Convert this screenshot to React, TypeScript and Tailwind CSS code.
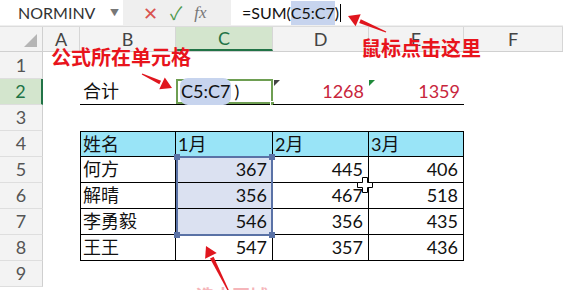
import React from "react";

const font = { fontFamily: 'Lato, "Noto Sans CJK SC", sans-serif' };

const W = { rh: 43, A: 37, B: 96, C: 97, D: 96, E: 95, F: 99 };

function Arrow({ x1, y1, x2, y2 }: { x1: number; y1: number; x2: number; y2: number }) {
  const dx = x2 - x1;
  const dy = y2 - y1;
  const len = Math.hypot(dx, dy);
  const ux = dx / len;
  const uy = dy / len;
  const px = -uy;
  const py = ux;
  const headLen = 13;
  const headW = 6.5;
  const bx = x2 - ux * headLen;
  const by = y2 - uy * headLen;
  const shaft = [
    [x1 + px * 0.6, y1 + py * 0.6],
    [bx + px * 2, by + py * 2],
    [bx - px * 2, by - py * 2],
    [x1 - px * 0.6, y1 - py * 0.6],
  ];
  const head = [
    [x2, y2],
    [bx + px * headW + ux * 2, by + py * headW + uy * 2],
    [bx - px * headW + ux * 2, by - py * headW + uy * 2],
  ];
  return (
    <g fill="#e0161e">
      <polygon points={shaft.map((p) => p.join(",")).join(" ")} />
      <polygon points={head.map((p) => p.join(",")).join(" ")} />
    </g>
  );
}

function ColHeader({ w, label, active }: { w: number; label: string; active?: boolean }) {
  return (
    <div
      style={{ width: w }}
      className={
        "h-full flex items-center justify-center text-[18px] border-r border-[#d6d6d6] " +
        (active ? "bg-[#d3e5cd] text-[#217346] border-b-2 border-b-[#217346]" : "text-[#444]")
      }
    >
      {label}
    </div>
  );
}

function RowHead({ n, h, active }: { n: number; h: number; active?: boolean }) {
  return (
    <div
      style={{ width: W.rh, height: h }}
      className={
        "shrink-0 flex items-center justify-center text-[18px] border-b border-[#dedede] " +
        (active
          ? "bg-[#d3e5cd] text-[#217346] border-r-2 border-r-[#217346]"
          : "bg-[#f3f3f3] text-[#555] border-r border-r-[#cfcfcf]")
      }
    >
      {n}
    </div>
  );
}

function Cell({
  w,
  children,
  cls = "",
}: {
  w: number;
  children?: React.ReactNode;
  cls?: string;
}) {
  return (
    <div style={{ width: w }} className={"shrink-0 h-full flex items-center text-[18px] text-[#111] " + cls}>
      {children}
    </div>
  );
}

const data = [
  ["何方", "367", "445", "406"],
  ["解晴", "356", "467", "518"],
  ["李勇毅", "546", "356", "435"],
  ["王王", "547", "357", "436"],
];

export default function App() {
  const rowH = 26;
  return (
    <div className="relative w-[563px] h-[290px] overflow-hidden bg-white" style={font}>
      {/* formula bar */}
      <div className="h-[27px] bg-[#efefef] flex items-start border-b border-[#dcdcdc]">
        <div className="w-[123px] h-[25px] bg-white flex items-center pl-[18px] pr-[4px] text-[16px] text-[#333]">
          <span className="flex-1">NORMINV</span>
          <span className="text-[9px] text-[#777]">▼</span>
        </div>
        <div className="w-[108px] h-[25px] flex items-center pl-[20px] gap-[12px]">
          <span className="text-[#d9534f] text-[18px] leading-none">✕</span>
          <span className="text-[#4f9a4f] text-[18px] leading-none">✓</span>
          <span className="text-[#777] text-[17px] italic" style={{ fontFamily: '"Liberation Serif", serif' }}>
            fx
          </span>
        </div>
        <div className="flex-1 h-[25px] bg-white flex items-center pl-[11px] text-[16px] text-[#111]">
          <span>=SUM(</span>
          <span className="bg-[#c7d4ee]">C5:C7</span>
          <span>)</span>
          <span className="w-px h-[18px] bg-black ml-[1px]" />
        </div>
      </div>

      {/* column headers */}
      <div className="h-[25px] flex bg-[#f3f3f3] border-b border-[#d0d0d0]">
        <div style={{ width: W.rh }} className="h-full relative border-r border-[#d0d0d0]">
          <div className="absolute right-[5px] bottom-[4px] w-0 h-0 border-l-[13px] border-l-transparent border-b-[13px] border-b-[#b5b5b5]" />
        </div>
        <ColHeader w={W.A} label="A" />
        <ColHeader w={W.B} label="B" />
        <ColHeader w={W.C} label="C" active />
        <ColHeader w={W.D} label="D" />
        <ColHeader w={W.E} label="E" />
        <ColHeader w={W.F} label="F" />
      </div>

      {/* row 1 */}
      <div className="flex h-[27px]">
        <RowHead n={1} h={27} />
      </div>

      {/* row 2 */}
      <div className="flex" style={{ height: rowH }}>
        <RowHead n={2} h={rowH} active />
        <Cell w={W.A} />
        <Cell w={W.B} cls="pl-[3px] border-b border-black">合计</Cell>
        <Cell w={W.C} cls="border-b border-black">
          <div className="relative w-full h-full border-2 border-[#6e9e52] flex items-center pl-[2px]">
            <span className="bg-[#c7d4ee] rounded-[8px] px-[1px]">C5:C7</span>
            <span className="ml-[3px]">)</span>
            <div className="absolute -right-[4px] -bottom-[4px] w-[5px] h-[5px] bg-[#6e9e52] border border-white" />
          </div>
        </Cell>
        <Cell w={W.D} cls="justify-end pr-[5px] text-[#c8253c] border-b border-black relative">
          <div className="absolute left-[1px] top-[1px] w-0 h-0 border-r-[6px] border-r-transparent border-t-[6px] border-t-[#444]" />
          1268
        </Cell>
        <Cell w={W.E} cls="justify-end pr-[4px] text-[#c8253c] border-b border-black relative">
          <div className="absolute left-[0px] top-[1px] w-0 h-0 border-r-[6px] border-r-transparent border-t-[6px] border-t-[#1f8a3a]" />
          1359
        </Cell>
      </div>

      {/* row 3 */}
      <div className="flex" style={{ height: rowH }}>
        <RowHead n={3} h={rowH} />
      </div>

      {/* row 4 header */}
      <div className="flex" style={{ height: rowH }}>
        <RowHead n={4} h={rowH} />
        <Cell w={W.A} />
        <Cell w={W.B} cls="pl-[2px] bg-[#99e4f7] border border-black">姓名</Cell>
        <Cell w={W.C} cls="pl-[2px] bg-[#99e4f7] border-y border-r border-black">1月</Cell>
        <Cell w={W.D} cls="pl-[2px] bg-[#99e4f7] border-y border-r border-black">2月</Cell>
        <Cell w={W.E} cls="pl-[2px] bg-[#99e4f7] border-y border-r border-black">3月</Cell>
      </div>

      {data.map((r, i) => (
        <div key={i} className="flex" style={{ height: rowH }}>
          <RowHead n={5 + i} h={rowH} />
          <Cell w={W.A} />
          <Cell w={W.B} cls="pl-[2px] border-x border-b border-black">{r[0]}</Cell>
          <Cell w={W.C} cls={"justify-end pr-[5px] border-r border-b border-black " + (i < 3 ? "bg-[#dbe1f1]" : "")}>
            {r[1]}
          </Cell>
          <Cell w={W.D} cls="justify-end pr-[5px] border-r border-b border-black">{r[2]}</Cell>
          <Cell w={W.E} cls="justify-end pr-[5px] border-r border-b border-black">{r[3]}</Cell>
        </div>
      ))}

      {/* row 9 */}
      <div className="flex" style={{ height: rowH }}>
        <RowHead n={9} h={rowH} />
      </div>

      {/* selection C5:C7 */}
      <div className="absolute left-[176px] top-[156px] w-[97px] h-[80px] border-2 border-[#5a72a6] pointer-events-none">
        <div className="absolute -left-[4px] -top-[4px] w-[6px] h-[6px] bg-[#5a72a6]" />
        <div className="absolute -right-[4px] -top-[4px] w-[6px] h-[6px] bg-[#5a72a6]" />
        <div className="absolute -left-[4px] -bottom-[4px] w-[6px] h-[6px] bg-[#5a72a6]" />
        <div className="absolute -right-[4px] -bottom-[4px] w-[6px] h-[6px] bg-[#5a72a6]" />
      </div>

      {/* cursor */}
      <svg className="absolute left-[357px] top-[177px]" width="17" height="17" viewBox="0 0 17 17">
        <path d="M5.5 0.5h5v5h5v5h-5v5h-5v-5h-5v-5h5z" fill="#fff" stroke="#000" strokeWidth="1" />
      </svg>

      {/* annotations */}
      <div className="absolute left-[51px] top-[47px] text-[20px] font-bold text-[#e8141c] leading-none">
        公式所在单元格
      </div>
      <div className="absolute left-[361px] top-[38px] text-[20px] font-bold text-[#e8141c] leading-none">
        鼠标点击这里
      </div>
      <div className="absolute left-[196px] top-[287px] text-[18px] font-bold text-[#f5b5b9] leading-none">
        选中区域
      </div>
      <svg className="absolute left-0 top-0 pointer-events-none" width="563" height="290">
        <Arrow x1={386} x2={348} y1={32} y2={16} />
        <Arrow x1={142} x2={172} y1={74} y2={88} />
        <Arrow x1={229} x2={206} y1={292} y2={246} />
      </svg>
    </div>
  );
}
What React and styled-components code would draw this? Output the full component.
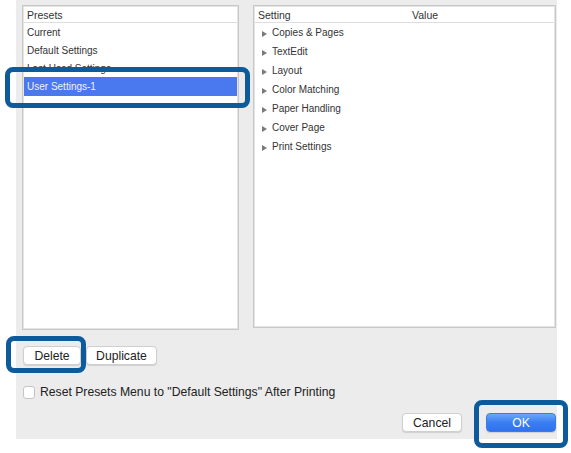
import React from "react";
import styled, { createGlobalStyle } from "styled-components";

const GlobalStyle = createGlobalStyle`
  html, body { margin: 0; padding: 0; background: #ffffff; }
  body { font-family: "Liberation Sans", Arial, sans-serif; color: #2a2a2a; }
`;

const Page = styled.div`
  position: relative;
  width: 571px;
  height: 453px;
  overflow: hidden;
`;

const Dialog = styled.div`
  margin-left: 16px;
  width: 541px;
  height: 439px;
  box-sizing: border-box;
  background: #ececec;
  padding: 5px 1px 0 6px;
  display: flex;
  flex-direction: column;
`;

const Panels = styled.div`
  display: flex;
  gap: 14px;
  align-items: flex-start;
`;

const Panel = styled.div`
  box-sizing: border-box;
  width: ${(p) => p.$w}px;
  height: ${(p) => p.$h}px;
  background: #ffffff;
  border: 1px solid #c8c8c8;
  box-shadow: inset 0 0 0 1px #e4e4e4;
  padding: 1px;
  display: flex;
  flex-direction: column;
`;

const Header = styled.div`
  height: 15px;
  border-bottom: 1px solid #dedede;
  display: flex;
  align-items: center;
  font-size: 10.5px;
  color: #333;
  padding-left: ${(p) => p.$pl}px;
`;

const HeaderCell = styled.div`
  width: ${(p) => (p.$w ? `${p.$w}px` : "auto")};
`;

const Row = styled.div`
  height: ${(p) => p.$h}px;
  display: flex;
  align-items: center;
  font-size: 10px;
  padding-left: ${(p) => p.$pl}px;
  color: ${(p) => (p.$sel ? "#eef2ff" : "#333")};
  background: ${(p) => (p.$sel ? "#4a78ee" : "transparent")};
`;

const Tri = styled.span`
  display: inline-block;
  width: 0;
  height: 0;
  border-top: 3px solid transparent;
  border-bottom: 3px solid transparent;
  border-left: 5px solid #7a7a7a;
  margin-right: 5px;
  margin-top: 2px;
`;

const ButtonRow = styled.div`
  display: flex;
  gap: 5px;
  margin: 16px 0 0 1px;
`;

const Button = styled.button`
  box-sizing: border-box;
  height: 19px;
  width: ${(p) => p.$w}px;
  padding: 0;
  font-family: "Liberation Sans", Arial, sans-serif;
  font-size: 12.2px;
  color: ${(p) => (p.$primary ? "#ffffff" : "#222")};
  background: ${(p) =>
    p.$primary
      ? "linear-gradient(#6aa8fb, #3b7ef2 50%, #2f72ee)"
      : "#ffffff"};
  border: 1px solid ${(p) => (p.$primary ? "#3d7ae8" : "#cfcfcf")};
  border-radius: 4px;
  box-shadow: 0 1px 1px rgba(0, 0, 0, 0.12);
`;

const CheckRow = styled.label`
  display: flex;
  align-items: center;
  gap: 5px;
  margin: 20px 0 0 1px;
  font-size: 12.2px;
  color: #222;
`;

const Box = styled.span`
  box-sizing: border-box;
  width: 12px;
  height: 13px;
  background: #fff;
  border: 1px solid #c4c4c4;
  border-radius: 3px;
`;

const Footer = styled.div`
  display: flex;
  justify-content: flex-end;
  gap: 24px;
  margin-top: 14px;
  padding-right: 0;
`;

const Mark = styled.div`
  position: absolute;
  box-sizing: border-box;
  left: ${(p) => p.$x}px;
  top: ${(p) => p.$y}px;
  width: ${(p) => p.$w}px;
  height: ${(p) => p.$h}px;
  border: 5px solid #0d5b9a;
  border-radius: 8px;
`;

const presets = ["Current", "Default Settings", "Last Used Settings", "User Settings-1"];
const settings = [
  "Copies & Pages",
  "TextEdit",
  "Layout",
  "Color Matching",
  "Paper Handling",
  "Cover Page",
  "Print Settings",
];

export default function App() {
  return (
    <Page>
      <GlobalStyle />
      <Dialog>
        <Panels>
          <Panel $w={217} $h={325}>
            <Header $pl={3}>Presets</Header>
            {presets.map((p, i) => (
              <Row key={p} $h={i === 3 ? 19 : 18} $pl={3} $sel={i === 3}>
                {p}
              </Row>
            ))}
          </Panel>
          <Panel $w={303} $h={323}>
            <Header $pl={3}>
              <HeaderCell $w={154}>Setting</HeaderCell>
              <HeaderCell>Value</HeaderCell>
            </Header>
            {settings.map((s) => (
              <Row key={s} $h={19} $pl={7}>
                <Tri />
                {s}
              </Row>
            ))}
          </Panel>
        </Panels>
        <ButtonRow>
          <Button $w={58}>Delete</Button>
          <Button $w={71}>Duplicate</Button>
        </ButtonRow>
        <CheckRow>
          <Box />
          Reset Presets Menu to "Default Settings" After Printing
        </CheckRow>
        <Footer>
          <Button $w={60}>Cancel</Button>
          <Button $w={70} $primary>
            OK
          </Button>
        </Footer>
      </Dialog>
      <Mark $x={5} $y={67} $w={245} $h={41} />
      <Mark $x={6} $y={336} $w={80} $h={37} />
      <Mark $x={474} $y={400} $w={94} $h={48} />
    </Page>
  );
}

Task prompt: Starting at the top of the listing above, reproduce each line up to and including the one with "E: 95, F: 99"; omit the pictures.

Task solution:
Convert this screenshot to React, TypeScript and Tailwind CSS code.
import React from "react";

const font = { fontFamily: 'Lato, "Noto Sans CJK SC", sans-serif' };

const W = { rh: 43, A: 37, B: 96, C: 97, D: 96, E: 95, F: 99 };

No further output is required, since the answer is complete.